[OBJECTIVE]
Scan the listing below and copy every line holding "this".

[INFORMATION SHOWN]
___

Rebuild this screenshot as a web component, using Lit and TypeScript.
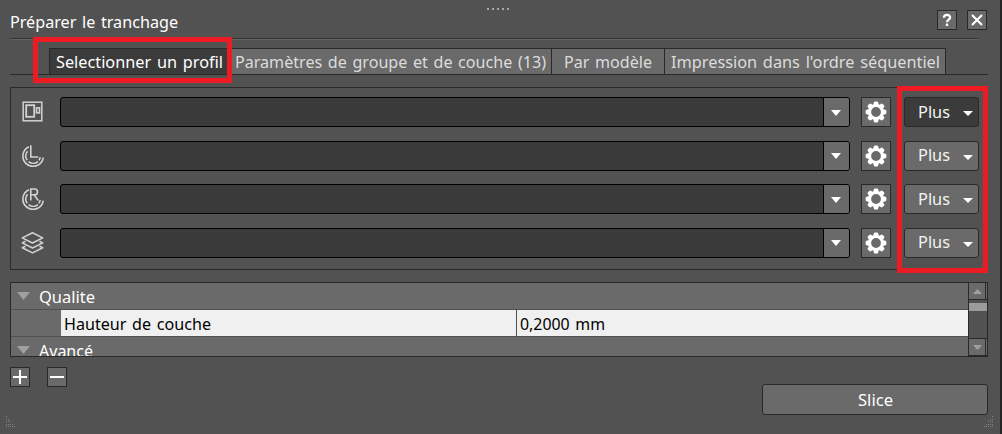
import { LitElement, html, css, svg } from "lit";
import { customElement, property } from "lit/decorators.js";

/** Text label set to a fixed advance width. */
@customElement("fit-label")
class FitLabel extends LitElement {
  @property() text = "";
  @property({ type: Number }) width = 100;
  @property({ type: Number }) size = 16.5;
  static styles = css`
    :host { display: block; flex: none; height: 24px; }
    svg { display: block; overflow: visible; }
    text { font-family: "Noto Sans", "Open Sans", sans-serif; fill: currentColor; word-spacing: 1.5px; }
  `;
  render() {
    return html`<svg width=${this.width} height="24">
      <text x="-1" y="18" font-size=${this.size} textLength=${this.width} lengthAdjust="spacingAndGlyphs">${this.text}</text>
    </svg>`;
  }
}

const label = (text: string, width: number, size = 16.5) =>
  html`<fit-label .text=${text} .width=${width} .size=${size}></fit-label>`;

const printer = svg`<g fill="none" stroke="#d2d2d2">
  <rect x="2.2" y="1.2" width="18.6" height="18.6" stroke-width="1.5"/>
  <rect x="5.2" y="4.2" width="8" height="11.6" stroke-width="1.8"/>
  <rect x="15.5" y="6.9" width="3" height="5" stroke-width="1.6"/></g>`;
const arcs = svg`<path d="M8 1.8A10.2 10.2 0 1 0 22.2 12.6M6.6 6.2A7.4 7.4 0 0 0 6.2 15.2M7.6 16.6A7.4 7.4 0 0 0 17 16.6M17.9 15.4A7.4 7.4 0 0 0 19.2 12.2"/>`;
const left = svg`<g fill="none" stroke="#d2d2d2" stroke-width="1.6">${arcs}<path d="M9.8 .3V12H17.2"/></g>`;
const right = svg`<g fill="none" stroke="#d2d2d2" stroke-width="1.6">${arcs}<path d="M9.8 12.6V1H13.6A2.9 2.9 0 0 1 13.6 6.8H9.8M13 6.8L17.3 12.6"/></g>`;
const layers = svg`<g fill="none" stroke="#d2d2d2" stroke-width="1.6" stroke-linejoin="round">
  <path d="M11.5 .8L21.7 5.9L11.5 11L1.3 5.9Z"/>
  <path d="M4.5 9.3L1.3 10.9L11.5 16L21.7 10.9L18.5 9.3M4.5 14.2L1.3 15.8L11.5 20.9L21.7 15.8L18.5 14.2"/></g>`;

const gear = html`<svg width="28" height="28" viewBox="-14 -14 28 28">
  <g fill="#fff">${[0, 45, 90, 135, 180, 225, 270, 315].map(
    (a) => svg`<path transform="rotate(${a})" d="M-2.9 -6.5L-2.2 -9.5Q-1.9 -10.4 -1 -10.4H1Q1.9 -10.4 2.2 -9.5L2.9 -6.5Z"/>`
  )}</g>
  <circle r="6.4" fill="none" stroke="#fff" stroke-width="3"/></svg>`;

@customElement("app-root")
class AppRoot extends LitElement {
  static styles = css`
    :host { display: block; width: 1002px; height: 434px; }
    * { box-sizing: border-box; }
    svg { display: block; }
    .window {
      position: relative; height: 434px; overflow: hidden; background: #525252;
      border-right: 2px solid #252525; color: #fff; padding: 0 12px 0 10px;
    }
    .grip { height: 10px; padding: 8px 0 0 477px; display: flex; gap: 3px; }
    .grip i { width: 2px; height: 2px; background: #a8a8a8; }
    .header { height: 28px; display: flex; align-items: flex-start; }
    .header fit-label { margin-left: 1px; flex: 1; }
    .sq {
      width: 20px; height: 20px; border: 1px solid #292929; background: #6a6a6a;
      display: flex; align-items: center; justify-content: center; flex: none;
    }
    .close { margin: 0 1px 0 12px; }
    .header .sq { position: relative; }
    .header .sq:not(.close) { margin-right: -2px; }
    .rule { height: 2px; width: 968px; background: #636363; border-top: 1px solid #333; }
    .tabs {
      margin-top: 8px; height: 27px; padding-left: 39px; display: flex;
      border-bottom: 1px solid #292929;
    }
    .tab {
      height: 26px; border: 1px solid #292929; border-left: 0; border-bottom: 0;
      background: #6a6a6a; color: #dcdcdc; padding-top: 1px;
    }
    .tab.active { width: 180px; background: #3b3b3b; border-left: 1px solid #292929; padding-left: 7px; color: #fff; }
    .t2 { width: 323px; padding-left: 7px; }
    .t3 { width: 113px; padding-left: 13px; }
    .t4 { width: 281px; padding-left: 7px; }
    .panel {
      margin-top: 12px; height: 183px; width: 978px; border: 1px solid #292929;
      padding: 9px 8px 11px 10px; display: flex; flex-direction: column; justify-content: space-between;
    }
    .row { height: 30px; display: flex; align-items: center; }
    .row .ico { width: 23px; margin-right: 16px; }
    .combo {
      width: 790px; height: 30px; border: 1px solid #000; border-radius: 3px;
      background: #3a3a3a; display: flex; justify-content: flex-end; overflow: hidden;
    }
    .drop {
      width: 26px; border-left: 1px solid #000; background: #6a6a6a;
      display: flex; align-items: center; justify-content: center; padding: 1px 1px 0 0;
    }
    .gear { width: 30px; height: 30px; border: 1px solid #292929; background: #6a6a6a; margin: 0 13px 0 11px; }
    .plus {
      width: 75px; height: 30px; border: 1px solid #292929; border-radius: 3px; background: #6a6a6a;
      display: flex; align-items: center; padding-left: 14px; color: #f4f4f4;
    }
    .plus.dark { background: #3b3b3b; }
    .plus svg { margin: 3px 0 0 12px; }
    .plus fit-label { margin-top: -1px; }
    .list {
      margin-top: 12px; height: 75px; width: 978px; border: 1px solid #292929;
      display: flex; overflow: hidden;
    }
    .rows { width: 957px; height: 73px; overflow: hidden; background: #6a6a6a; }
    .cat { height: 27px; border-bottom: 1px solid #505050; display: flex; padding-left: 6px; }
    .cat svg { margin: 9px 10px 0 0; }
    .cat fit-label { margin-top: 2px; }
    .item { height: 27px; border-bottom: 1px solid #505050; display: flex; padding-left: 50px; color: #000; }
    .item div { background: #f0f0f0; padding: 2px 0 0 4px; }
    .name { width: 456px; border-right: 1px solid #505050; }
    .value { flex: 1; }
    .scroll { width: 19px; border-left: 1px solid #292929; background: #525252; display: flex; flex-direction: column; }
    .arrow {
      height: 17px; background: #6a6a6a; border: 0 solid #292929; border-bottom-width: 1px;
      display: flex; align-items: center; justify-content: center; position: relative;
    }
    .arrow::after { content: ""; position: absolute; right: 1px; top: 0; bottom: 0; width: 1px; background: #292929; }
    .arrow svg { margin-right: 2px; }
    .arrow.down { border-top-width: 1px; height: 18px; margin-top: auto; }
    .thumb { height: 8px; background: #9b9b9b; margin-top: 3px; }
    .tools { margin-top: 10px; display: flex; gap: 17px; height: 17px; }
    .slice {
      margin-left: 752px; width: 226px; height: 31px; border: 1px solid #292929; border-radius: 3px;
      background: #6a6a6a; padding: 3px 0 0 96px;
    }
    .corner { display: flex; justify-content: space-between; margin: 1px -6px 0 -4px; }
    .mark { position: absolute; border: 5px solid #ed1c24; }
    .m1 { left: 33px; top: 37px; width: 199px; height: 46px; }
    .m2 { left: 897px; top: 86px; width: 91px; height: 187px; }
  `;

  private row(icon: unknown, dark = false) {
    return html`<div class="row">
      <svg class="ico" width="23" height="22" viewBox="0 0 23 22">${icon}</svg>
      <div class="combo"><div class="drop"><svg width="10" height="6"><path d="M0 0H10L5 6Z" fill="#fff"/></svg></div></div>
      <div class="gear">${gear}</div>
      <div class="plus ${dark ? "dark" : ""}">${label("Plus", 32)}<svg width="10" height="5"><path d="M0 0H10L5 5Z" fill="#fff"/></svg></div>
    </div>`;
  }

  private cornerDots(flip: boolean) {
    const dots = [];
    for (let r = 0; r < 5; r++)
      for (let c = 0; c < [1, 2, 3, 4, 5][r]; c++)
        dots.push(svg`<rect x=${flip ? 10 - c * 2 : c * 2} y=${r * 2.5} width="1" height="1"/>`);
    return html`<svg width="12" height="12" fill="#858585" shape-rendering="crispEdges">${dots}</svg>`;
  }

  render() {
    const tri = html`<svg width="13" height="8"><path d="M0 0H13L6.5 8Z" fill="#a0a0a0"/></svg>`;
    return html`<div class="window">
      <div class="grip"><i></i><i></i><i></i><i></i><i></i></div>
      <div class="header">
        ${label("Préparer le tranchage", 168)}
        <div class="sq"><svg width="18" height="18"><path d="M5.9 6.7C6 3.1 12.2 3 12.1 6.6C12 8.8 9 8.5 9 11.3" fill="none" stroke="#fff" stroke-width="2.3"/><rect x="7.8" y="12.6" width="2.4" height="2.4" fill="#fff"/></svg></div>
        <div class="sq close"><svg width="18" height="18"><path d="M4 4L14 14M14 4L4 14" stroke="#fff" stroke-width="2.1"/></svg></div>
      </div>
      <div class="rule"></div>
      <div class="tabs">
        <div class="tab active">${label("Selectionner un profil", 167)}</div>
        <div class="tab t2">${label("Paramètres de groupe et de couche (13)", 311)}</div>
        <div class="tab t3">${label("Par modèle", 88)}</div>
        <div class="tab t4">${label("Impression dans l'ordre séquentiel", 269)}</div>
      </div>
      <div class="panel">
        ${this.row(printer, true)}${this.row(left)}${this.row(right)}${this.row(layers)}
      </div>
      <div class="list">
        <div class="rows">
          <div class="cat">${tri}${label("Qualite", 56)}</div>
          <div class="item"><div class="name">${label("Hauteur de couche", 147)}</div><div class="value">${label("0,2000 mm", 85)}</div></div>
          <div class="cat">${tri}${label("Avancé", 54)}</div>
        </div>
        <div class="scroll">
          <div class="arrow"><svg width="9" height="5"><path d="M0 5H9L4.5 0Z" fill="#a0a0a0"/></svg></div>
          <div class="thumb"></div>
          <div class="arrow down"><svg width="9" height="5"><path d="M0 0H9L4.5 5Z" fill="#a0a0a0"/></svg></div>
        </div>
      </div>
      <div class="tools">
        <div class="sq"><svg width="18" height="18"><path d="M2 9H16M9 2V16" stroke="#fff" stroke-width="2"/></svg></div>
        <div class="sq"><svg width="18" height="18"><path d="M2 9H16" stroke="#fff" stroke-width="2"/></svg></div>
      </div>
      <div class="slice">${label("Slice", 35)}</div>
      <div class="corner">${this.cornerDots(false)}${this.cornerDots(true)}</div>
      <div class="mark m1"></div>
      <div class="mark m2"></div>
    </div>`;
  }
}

___

[FULL ANSWER]
Rebuild this screenshot as a web component, using Lit and TypeScript.
    return html`<svg width=${this.width} height="24">
      <text x="-1" y="18" font-size=${this.size} textLength=${this.width} lengthAdjust="spacingAndGlyphs">${this.text}</text>
        ${this.row(printer, true)}${this.row(left)}${this.row(right)}${this.row(layers)}
      <div class="corner">${this.cornerDots(false)}${this.cornerDots(true)}</div>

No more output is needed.